Begin Provided data

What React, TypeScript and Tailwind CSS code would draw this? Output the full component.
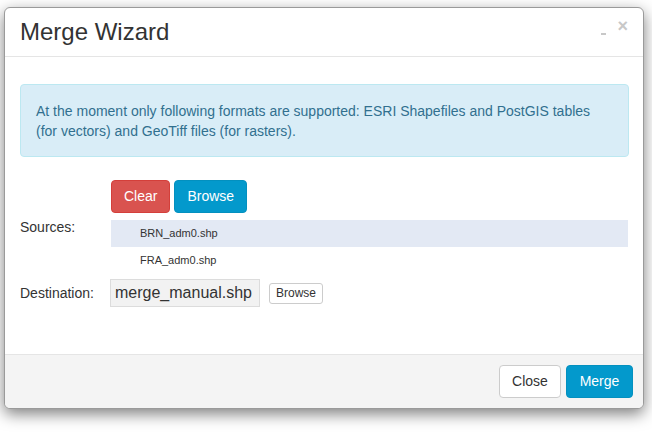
import React from "react";

export default function App() {
  const font = { fontFamily: '"Liberation Sans", Arial, Helvetica, sans-serif' };
  return (
    <div className="w-[652px] h-[442px] bg-white overflow-hidden" style={font}>
      <div className="ml-[4px] mt-[7px] w-[640px] h-[402px] border border-[#9a9a9a] rounded-[6px] bg-white shadow-[0_5px_15px_rgba(0,0,0,0.5)] flex flex-col overflow-hidden text-[#333]">
        {/* header */}
        <div className="h-[49px] shrink-0 border-b border-[#e5e5e5] flex items-center pl-[15px] pr-[15px]">
          <div className="text-[24px] leading-[26px] text-[#333] flex-1">Merge Wizard</div>
          <div className="flex items-start h-[26px] gap-[11px] mb-[2px]">
            <div className="w-[5px] h-[2px] bg-[#c8c8c8] mt-[15px]"></div>
            <div className="text-[#c8c8c8] text-[18px] leading-[14px] font-bold mt-[1px]">×</div>
          </div>
        </div>
        {/* body */}
        <div className="flex-1 pt-[27px] px-[15px]">
          <div className="bg-[#d9edf7] border border-[#bce8f1] rounded-[4px] text-[#31708f] text-[14px] leading-[20px] px-[15px] pt-[16px] pb-[15px] w-[609px]">
            At the moment only following formats are supported: ESRI Shapefiles and PostGIS tables (for vectors) and GeoTiff files (for rasters).
          </div>
          <div className="mt-[23px] flex items-center">
            <div className="w-[90px] text-[14px] leading-[20px]">Sources:</div>
            <div className="flex-1 pl-px flex flex-col">
              <div className="flex gap-[4px]">
                <button className="h-[33px] px-[12px] rounded-[4px] bg-[#d9534f] border border-[#d43f3a] text-white text-[14px]">Clear</button>
                <button className="h-[33px] px-[12px] rounded-[4px] bg-[#0399cc] border border-[#0390bf] text-white text-[14px]">Browse</button>
              </div>
              <div className="mt-[7px] w-[517px]">
                <div className="h-[27px] bg-[#e3e9f4] flex items-center pl-[29px] text-[11px] text-[#333]">BRN_adm0.shp</div>
                <div className="h-[27px] flex items-center pl-[29px] text-[11px] text-[#333]">FRA_adm0.shp</div>
              </div>
            </div>
          </div>
          <div className="mt-[5px] flex items-center">
            <div className="w-[90px] text-[14px] leading-[20px]">Destination:</div>
            <div className="w-[150px] h-[28px] bg-[#f2f2f2] border border-[#dcdcdc] flex items-center pl-[4px] text-[16px] text-[#333]">merge_manual.shp</div>
            <button className="ml-[9px] h-[21px] px-[6px] bg-white border border-[#cccccc] rounded-[3px] text-[12px] leading-[12px] text-[#333]">Browse</button>
          </div>
        </div>
        {/* footer */}
        <div className="h-[54px] shrink-0 border-t border-[#e5e5e5] bg-[#f4f4f4] flex items-center justify-end gap-[5px] pr-[10px]">
          <button className="h-[33px] w-[62px] bg-white border border-[#cccccc] rounded-[4px] text-[14px] text-[#333]">Close</button>
          <button className="h-[33px] w-[67px] bg-[#0399cc] border border-[#0390bf] rounded-[4px] text-[14px] text-white">Merge</button>
        </div>
      </div>
    </div>
  );
}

End Provided data

Pick out the lines that include the word "React" and write them out.

What React, TypeScript and Tailwind CSS code would draw this? Output the full component.
import React from "react";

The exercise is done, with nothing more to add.